── Source material ──
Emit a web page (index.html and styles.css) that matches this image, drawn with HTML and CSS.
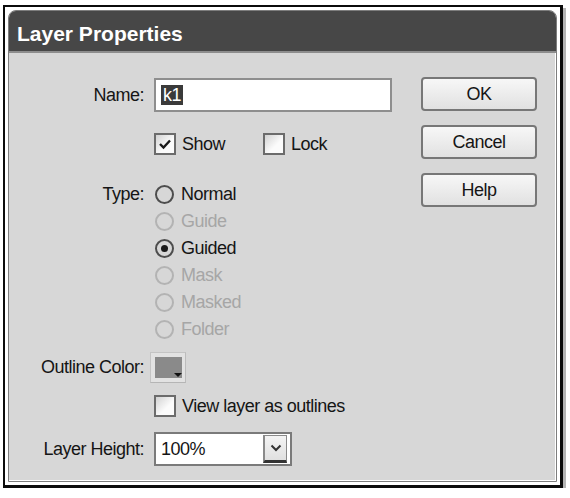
FILE: index.html
```html
<!DOCTYPE html>
<html lang="en">

<head>
    <meta charset="UTF-8">
    <meta name="viewport" content="width=device-width, initial-scale=1.0">
    <title>Layer Properties</title>
    <link rel="stylesheet" href="styles.css">
</head>

<body>
    <div class="frame">
        <div class="window">
            <div class="title-bar">Layer Properties</div>
            <div class="dialog-body">
                <form class="fields" id="layerPropertiesForm">
                    <div class="row row-name">
                        <span class="field-label">Name:</span>
                        <div class="text-box"><span class="selected">k1</span></div>
                    </div>

                    <div class="row row-show">
                        <span class="check-item">
                            <span class="check-box">
                                <svg width="14" height="14" viewBox="0 0 14 14">
                                    <polyline points="2,7 5.5,10.5 12,3.5" fill="none" stroke="#1a1a1a" stroke-width="2.4" />
                                </svg>
                            </span>
                            Show
                        </span>
                        <span class="check-item">
                            <span class="check-box"></span>
                            Lock
                        </span>
                    </div>

                    <div class="row row-type">
                        <span class="field-label">Type:</span>
                        <div class="radio-list">
                            <span class="radio-item"><span class="radio"></span>Normal</span>
                            <span class="radio-item disabled"><span class="radio"></span>Guide</span>
                            <span class="radio-item"><span class="radio checked"></span>Guided</span>
                            <span class="radio-item disabled"><span class="radio"></span>Mask</span>
                            <span class="radio-item disabled"><span class="radio"></span>Masked</span>
                            <span class="radio-item disabled"><span class="radio"></span>Folder</span>
                        </div>
                    </div>

                    <div class="row row-outline">
                        <span class="field-label">Outline Color:</span>
                        <span class="swatch">
                            <span class="swatch-color"></span>
                            <span class="swatch-arrow"></span>
                        </span>
                    </div>

                    <div class="row row-view">
                        <span class="check-item">
                            <span class="check-box"></span>
                            View layer as outlines
                        </span>
                    </div>

                    <div class="row row-height">
                        <span class="field-label">Layer Height:</span>
                        <div class="select-box">
                            <span class="select-value">100%</span>
                            <span class="select-button">
                                <svg width="12" height="8" viewBox="0 0 12 8">
                                    <polyline points="1.5,1.5 6,6 10.5,1.5" fill="none" stroke="#333" stroke-width="2" />
                                </svg>
                            </span>
                        </div>
                    </div>
                </form>

                <div class="buttons">
                    <button type="button" class="btn">OK</button>
                    <button type="button" class="btn">Cancel</button>
                    <button type="button" class="btn">Help</button>
                </div>
            </div>
        </div>
    </div>
</body>

</html>
```

FILE: styles.css
```css
* {
    box-sizing: border-box;
}

body {
    margin: 0;
    background-color: #fff;
    font-family: "Liberation Sans", Arial, sans-serif;
    font-size: 18px;
    letter-spacing: -0.5px;
    color: #151515;
}

/* black outline with a soft drop shadow */
.frame {
    width: 560px;
    height: 483px;
    margin: 5px 0 0 3px;
    padding: 3px;
    border: 2px solid #0b0b0b;
    border-right-width: 3px;
    border-bottom-width: 3px;
    background-color: #fff;
    box-shadow: 3px 3px 0 #b4b4b4;
}

.window {
    height: 100%;
    display: flex;
    flex-direction: column;
    border: 1px solid #7d7d7d;
    border-radius: 8px 8px 0 0;
    background-color: #d7d7d7;
    box-shadow: inset -1px -1px 0 #fff;
    overflow: hidden;
}

.title-bar {
    height: 42px;
    padding: 5px 0 0 8px;
    display: flex;
    align-items: center;
    background-color: #474747;
    border-bottom: 2px solid #8d8d8d;
    color: #fff;
    font-size: 21px;
    font-weight: bold;
    letter-spacing: 0;
}

.dialog-body {
    display: flex;
    padding: 24px 19px 0 1px;
}

.fields {
    display: flex;
    flex-direction: column;
}

.row {
    display: flex;
    align-items: center;
    gap: 11px;
}

.field-label {
    width: 134px;
    flex-shrink: 0;
    text-align: right;
}

.row-name {
    height: 34px;
    margin-top: 1px;
    gap: 10px;
}

.text-box {
    width: 238px;
    height: 34px;
    padding: 5px 0 0 5px;
    background-color: #fff;
    border: 2px solid #8e8e8e;
}

.selected {
    display: inline-block;
    padding: 0 2px;
    line-height: 20px;
    background-color: #3a3a3a;
    color: #fff;
}

.row-show {
    height: 22px;
    margin-top: 21px;
    padding-left: 144px;
    gap: 0;
}

.check-item {
    display: flex;
    align-items: center;
    gap: 6px;
    margin-right: 38px;
}

.check-box {
    width: 22px;
    height: 22px;
    display: flex;
    align-items: center;
    justify-content: center;
    border: 2px solid #6b6b6b;
    background: linear-gradient(135deg, #d2d2d2, #fbfbfb 60%);
}

.row-type {
    align-items: flex-start;
    margin-top: 26px;
    gap: 10px;
}

.row-type .field-label {
    line-height: 27px;
}

.radio-list {
    display: flex;
    flex-direction: column;
    margin-left: 1px;
}

.radio-item {
    height: 27px;
    display: flex;
    align-items: center;
    gap: 7px;
}

.radio {
    width: 19px;
    height: 19px;
    display: flex;
    align-items: center;
    justify-content: center;
    border: 2px solid #4d4d4d;
    border-radius: 50%;
}

.radio.checked::after {
    content: "";
    width: 7px;
    height: 7px;
    border-radius: 50%;
    background-color: #1a1a1a;
}

.radio-item.disabled {
    color: #a6a6a6;
}

.radio-item.disabled .radio {
    border-color: #b3b3b3;
}

.row-outline {
    height: 31px;
    margin-top: 9px;
    gap: 6px;
}

.swatch {
    position: relative;
    width: 36px;
    height: 31px;
    padding: 4px;
    border: 1px solid #c4c4c4;
    border-right-color: #bcbcbc;
    border-bottom-color: #b5b5b5;
    background-color: #e2e2e2;
}

.swatch-color {
    display: block;
    width: 27px;
    height: 21px;
    background-color: #8a8a8a;
}

.swatch-arrow {
    position: absolute;
    right: 3px;
    bottom: 5px;
    border-left: 4px solid transparent;
    border-right: 4px solid transparent;
    border-top: 4px solid #111;
}

.row-view {
    height: 22px;
    margin-top: 12px;
    padding-left: 144px;
}

.row-height {
    height: 34px;
    margin-top: 15px;
    gap: 10px;
}

.select-box {
    width: 138px;
    height: 34px;
    display: flex;
    align-items: center;
    justify-content: space-between;
    padding: 0 3px 0 5px;
    background-color: #fff;
    border: 2px solid #7a7a7a;
}

.select-button {
    width: 24px;
    height: 28px;
    display: flex;
    align-items: center;
    justify-content: center;
    border: 1px solid #8a8a8a;
    border-bottom: 3px solid #333;
    border-left-width: 2px;
    background: linear-gradient(#f4f4f4, #e0e0e0);
}

.buttons {
    width: 116px;
    margin-left: auto;
    display: flex;
    flex-direction: column;
    gap: 14px;
}

.btn {
    height: 34px;
    border: 2px solid #777;
    border-radius: 4px;
    background: linear-gradient(#f7f7f7, #e1e1e1);
    font-family: "Liberation Sans", Arial, sans-serif;
    font-size: 18px;
    letter-spacing: -0.5px;
    color: #151515;
}
```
───
__Written request__
Restate the whole listing above exactly, except for its images.

__Full solution__
Emit a web page (index.html and styles.css) that matches this image, drawn with HTML and CSS.
FILE: index.html
```html
<!DOCTYPE html>
<html lang="en">

<head>
    <meta charset="UTF-8">
    <meta name="viewport" content="width=device-width, initial-scale=1.0">
    <title>Layer Properties</title>
    <link rel="stylesheet" href="styles.css">
</head>

<body>
    <div class="frame">
        <div class="window">
            <div class="title-bar">Layer Properties</div>
            <div class="dialog-body">
                <form class="fields" id="layerPropertiesForm">
                    <div class="row row-name">
                        <span class="field-label">Name:</span>
                        <div class="text-box"><span class="selected">k1</span></div>
                    </div>

                    <div class="row row-show">
                        <span class="check-item">
                            <span class="check-box">
                                <svg width="14" height="14" viewBox="0 0 14 14">
                                    <polyline points="2,7 5.5,10.5 12,3.5" fill="none" stroke="#1a1a1a" stroke-width="2.4" />
                                </svg>
                            </span>
                            Show
                        </span>
                        <span class="check-item">
                            <span class="check-box"></span>
                            Lock
                        </span>
                    </div>

                    <div class="row row-type">
                        <span class="field-label">Type:</span>
                        <div class="radio-list">
                            <span class="radio-item"><span class="radio"></span>Normal</span>
                            <span class="radio-item disabled"><span class="radio"></span>Guide</span>
                            <span class="radio-item"><span class="radio checked"></span>Guided</span>
                            <span class="radio-item disabled"><span class="radio"></span>Mask</span>
                            <span class="radio-item disabled"><span class="radio"></span>Masked</span>
                            <span class="radio-item disabled"><span class="radio"></span>Folder</span>
                        </div>
                    </div>

                    <div class="row row-outline">
                        <span class="field-label">Outline Color:</span>
                        <span class="swatch">
                            <span class="swatch-color"></span>
                            <span class="swatch-arrow"></span>
                        </span>
                    </div>

                    <div class="row row-view">
                        <span class="check-item">
                            <span class="check-box"></span>
                            View layer as outlines
                        </span>
                    </div>

                    <div class="row row-height">
                        <span class="field-label">Layer Height:</span>
                        <div class="select-box">
                            <span class="select-value">100%</span>
                            <span class="select-button">
                                <svg width="12" height="8" viewBox="0 0 12 8">
                                    <polyline points="1.5,1.5 6,6 10.5,1.5" fill="none" stroke="#333" stroke-width="2" />
                                </svg>
                            </span>
                        </div>
                    </div>
                </form>

                <div class="buttons">
                    <button type="button" class="btn">OK</button>
                    <button type="button" class="btn">Cancel</button>
                    <button type="button" class="btn">Help</button>
                </div>
            </div>
        </div>
    </div>
</body>

</html>
```

FILE: styles.css
```css
* {
    box-sizing: border-box;
}

body {
    margin: 0;
    background-color: #fff;
    font-family: "Liberation Sans", Arial, sans-serif;
    font-size: 18px;
    letter-spacing: -0.5px;
    color: #151515;
}

/* black outline with a soft drop shadow */
.frame {
    width: 560px;
    height: 483px;
    margin: 5px 0 0 3px;
    padding: 3px;
    border: 2px solid #0b0b0b;
    border-right-width: 3px;
    border-bottom-width: 3px;
    background-color: #fff;
    box-shadow: 3px 3px 0 #b4b4b4;
}

.window {
    height: 100%;
    display: flex;
    flex-direction: column;
    border: 1px solid #7d7d7d;
    border-radius: 8px 8px 0 0;
    background-color: #d7d7d7;
    box-shadow: inset -1px -1px 0 #fff;
    overflow: hidden;
}

.title-bar {
    height: 42px;
    padding: 5px 0 0 8px;
    display: flex;
    align-items: center;
    background-color: #474747;
    border-bottom: 2px solid #8d8d8d;
    color: #fff;
    font-size: 21px;
    font-weight: bold;
    letter-spacing: 0;
}

.dialog-body {
    display: flex;
    padding: 24px 19px 0 1px;
}

.fields {
    display: flex;
    flex-direction: column;
}

.row {
    display: flex;
    align-items: center;
    gap: 11px;
}

.field-label {
    width: 134px;
    flex-shrink: 0;
    text-align: right;
}

.row-name {
    height: 34px;
    margin-top: 1px;
    gap: 10px;
}

.text-box {
    width: 238px;
    height: 34px;
    padding: 5px 0 0 5px;
    background-color: #fff;
    border: 2px solid #8e8e8e;
}

.selected {
    display: inline-block;
    padding: 0 2px;
    line-height: 20px;
    background-color: #3a3a3a;
    color: #fff;
}

.row-show {
    height: 22px;
    margin-top: 21px;
    padding-left: 144px;
    gap: 0;
}

.check-item {
    display: flex;
    align-items: center;
    gap: 6px;
    margin-right: 38px;
}

.check-box {
    width: 22px;
    height: 22px;
    display: flex;
    align-items: center;
    justify-content: center;
    border: 2px solid #6b6b6b;
    background: linear-gradient(135deg, #d2d2d2, #fbfbfb 60%);
}

.row-type {
    align-items: flex-start;
    margin-top: 26px;
    gap: 10px;
}

.row-type .field-label {
    line-height: 27px;
}

.radio-list {
    display: flex;
    flex-direction: column;
    margin-left: 1px;
}

.radio-item {
    height: 27px;
    display: flex;
    align-items: center;
    gap: 7px;
}

.radio {
    width: 19px;
    height: 19px;
    display: flex;
    align-items: center;
    justify-content: center;
    border: 2px solid #4d4d4d;
    border-radius: 50%;
}

.radio.checked::after {
    content: "";
    width: 7px;
    height: 7px;
    border-radius: 50%;
    background-color: #1a1a1a;
}

.radio-item.disabled {
    color: #a6a6a6;
}

.radio-item.disabled .radio {
    border-color: #b3b3b3;
}

.row-outline {
    height: 31px;
    margin-top: 9px;
    gap: 6px;
}

.swatch {
    position: relative;
    width: 36px;
    height: 31px;
    padding: 4px;
    border: 1px solid #c4c4c4;
    border-right-color: #bcbcbc;
    border-bottom-color: #b5b5b5;
    background-color: #e2e2e2;
}

.swatch-color {
    display: block;
    width: 27px;
    height: 21px;
    background-color: #8a8a8a;
}

.swatch-arrow {
    position: absolute;
    right: 3px;
    bottom: 5px;
    border-left: 4px solid transparent;
    border-right: 4px solid transparent;
    border-top: 4px solid #111;
}

.row-view {
    height: 22px;
    margin-top: 12px;
    padding-left: 144px;
}

.row-height {
    height: 34px;
    margin-top: 15px;
    gap: 10px;
}

.select-box {
    width: 138px;
    height: 34px;
    display: flex;
    align-items: center;
    justify-content: space-between;
    padding: 0 3px 0 5px;
    background-color: #fff;
    border: 2px solid #7a7a7a;
}

.select-button {
    width: 24px;
    height: 28px;
    display: flex;
    align-items: center;
    justify-content: center;
    border: 1px solid #8a8a8a;
    border-bottom: 3px solid #333;
    border-left-width: 2px;
    background: linear-gradient(#f4f4f4, #e0e0e0);
}

.buttons {
    width: 116px;
    margin-left: auto;
    display: flex;
    flex-direction: column;
    gap: 14px;
}

.btn {
    height: 34px;
    border: 2px solid #777;
    border-radius: 4px;
    background: linear-gradient(#f7f7f7, #e1e1e1);
    font-family: "Liberation Sans", Arial, sans-serif;
    font-size: 18px;
    letter-spacing: -0.5px;
    color: #151515;
}
```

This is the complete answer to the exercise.